JAKARTA, BANPOS – Pemerintah telah membuat aturan baru bagi pengguna transportasi darat yang mana selain harus menunjukan vaksin minimal dosis pertama tapi juga menggunakan hasil negatif tes PCR atau Antigen bagi perjalanan sejauh 250 km atau perjalanan selama 4 jam.
Ketua Pengurus Harian Yayasan Lembaga Konsumen Indonesia (YLKI) Tulus Abadi mengatakan, terdapat keanehan dalam tataran implementasi kebijakan tersebut. Bahkan, menurutnya hanya bagus di atas kertas saja dan nuansa bisnisnya makin kentara.
“Wacana kebijakan wajib tes antigen bagi pengguna ranmor pribadi, hanya bagus di atas kertas saja. Tapi pada tataran implementasi kebijakan tersebut menggelikan dan mengada-ada. Nuansa bisnisnya makin kentara,” kata Tulus Abadi kepada JawaPos.com, Senin (1/11).
Tulus mengungkapkan, wajib antigen bagi penumpang bus juga dianggap kebijakan yang aneh. Sebab, harga tes antigen cenderung lebih mahal dari ongkosnya tarif bis. “Masak tarif antigennya lebih mahal dari pada tarif busnya,” tuturnya.
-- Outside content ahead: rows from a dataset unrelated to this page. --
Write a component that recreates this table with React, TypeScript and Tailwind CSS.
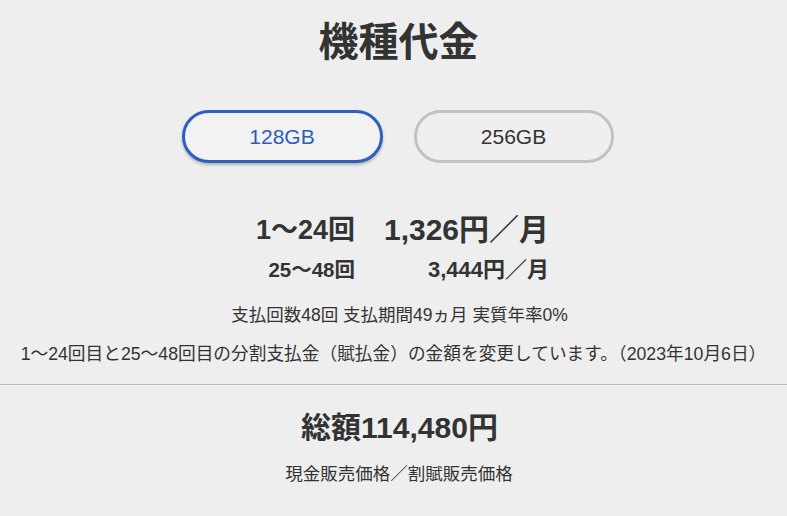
import React from "react";

const font = { fontFamily: '"Liberation Sans", Arial, "Noto Sans CJK JP", sans-serif' };

export default function App() {
  return (
    <div className="min-h-[516px] w-[787px] bg-[#eeeeee] text-[#333333]" style={font}>
      <div className="flex flex-col items-center">
        <h1 className="mt-[17px] pl-[10px] text-[40px] font-bold leading-[50px]">機種代金</h1>
        <div className="mt-[43px] flex gap-[31px] pl-[8px]">
          <button className="h-[53px] w-[201px] rounded-full border-[3px] border-[#2f5fbd] bg-[#f2f2f2] text-[21px] text-[#2e5cb8] shadow-[0_2px_3px_rgba(0,0,0,0.25)]">
            128GB
          </button>
          <button className="h-[53px] w-[200px] rounded-full border-[3px] border-[#c2c2c2] bg-[#efefef] text-[21px] text-[#333333]">
            256GB
          </button>
        </div>
        <div className="mt-[50px] grid grid-cols-[auto_auto] items-center justify-items-end gap-x-[29px] whitespace-nowrap pl-[18px] font-bold">
          <div className="text-[27px] leading-[34px]">1〜24回</div>
          <div className="text-[30px] leading-[34px]">1,326円／月</div>
          <div className="mt-[9px] text-[20.5px] leading-[28px]">25〜48回</div>
          <div className="mt-[9px] text-[22px] leading-[28px]">3,444円／月</div>
        </div>
        <p className="mt-[18px] pl-[12px] text-[17.5px] leading-[26px] whitespace-nowrap">支払回数48回 支払期間49ヵ月 実質年率0%</p>
        <p className="mt-[13px] text-[17.7px] leading-[26px] whitespace-nowrap">
          1〜24回目と25〜48回目の分割支払金（賦払金）の金額を変更しています。（2023年10月6日）
        </p>
      </div>
      <hr className="mt-[17px] border-0 border-t border-[#bdbdbd]" />
      <div className="flex flex-col items-center">
        <p className="mt-[24px] pl-[12px] text-[30px] font-bold leading-[38px]">総額114,480円</p>
        <p className="mt-[14px] pl-[11px] text-[17.5px] leading-[26px]">現金販売価格／割賦販売価格</p>
      </div>
    </div>
  );
}
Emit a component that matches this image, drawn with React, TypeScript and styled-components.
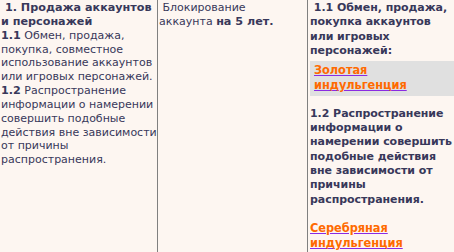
import React from "react";
import styled, { createGlobalStyle } from "styled-components";

const Global = createGlobalStyle`
  html, body { margin: 0; padding: 0; background: #fdf6f1; }
  body { font-family: "DejaVu Sans", Verdana, sans-serif; color: #38385a; }
`;

const Table = styled.div`
  display: grid;
  grid-template-columns: 158px 150px 1fr;
  width: 454px;
  height: 252px;
  background: #fdf6f1;
  overflow: hidden;
`;

const Cell = styled.div<{ $border?: boolean; $pl?: number }>`
  border-right: ${(p) => (p.$border ? "1px solid #808080" : "none")};
  padding: 1px 0 0 ${(p) => p.$pl ?? 1}px;
  font-size: 11px;
  line-height: 13.85px;
  white-space: nowrap;
  overflow: hidden;
`;

const Bold = styled.b`
  font-weight: bold;
  font-size: 11.2px;
`;

const Strong = styled.div`
  font-size: 11px;
  font-weight: bold;
  line-height: 14.3px;
  letter-spacing: -0.05px;
`;

const Gap = styled.div<{ $h: number }>`
  height: ${(p) => p.$h}px;
`;

const Highlight = styled.div`
  background: #e0e0e0;
  margin: 3px 0 0 0;
  padding: 2px 0 2px 4px;
`;

const Link = styled.a`
  color: #ff6a00;
  text-decoration: underline;
  text-decoration-color: #8a2be2;
  text-underline-offset: 1px;
  font-weight: bold;
  font-size: 11.4px;
  cursor: pointer;
`;

export default function App() {
  return (
    <>
      <Global />
      <Table>
        <Cell $border>
          <Bold>&nbsp;1. Продажа аккаунтов</Bold>
          <br />
          <Bold>и персонажей</Bold>
          <br />
          <Bold>1.1</Bold> Обмен, продажа,
          <br />
          покупка, совместное
          <br />
          использование аккаунтов
          <br />
          или игровых персонажей.
          <br />
          <Bold>1.2</Bold> Распространение
          <br />
          информации о намерении
          <br />
          совершить подобные
          <br />
          действия вне зависимости
          <br />
          от причины
          <br />
          распространения.
        </Cell>
        <Cell $border>
          &nbsp;Блокирование
          <br />
          аккаунта <Bold>на 5 лет.</Bold>
        </Cell>
        <Cell $pl={2}>
          <Strong>
            &nbsp;1.1 Обмен, продажа,
            <br />
            покупка аккаунтов
            <br />
            или игровых
            <br />
            персонажей:
          </Strong>
          <Highlight>
            <Strong>
              <Link>Золотая</Link>
              <br />
              <Link>индульгенция</Link>
            </Strong>
          </Highlight>
          <Gap $h={11} />
          <Strong>
            1.2 Распространение
            <br />
            информации о
            <br />
            намерении совершить
            <br />
            подобные действия
            <br />
            вне зависимости от
            <br />
            причины
            <br />
            распространения.
          </Strong>
          <Gap $h={14} />
          <Strong>
            <Link>Серебряная</Link>
            <br />
            <Link>индульгенция</Link>
          </Strong>
        </Cell>
      </Table>
    </>
  );
}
Tulus melanjutkan, pengawasan di lapangan juga sangat sulit. Sebab akan berpotensi membuat chaos lalu lintas, khususnya utk pengguna kendaraan motor pribadi. “Akibatnya malah menimbulkan kerumunan,” ucapnya.
Dengan demikian, Tulus meminta pemerintah mempertimbangkan kembali terkait aturan perjalanan atau mobilitas transportasi. “Jadi pemerintah tidak boleh main patgulipat dong. Setelah wajib PCR bagi pesawat diprotes kanan kiri dan kemudian direduksi menjadi wajib antigen. Sekarang antigen mau mewajibkan untuk ranmor pribadi. Ini namanya absurd policy,” ungkapnya.
Bahkan, pemerintah seharusnya menertibkan tarif PCR yg masih tinggi. Harga tarif tes PCR masih berbeda-beda dan memberatkan masyarakat.
Sebab, menurut laporan konsumen, sebuah laboratorium di Solo menerapkan tarif sebesar Rp600 ribu untuk hasil 1×24 jam. “Atau pihak lab menggunakan jurus same day atau istilah PCR express agar tarifnya lebih mahal. Saya barusan tes PCR dg kategori same day tarifnya Rp650.000,” pungkasnya.
Terpisah, Juru Bicara Menteri Koordinator Bidang Kemaritiman dan Investasi (Menko Marves) Luhut Binsar Pandjaitan, Jodi Mahardi, mengklarifikasi isu soal dugaan Luhut cawe-cawe bisnis tes PCR, sejak awal pandemi Covid-19. Melalui PT Genomik Solidaritas Indonesia (GSI).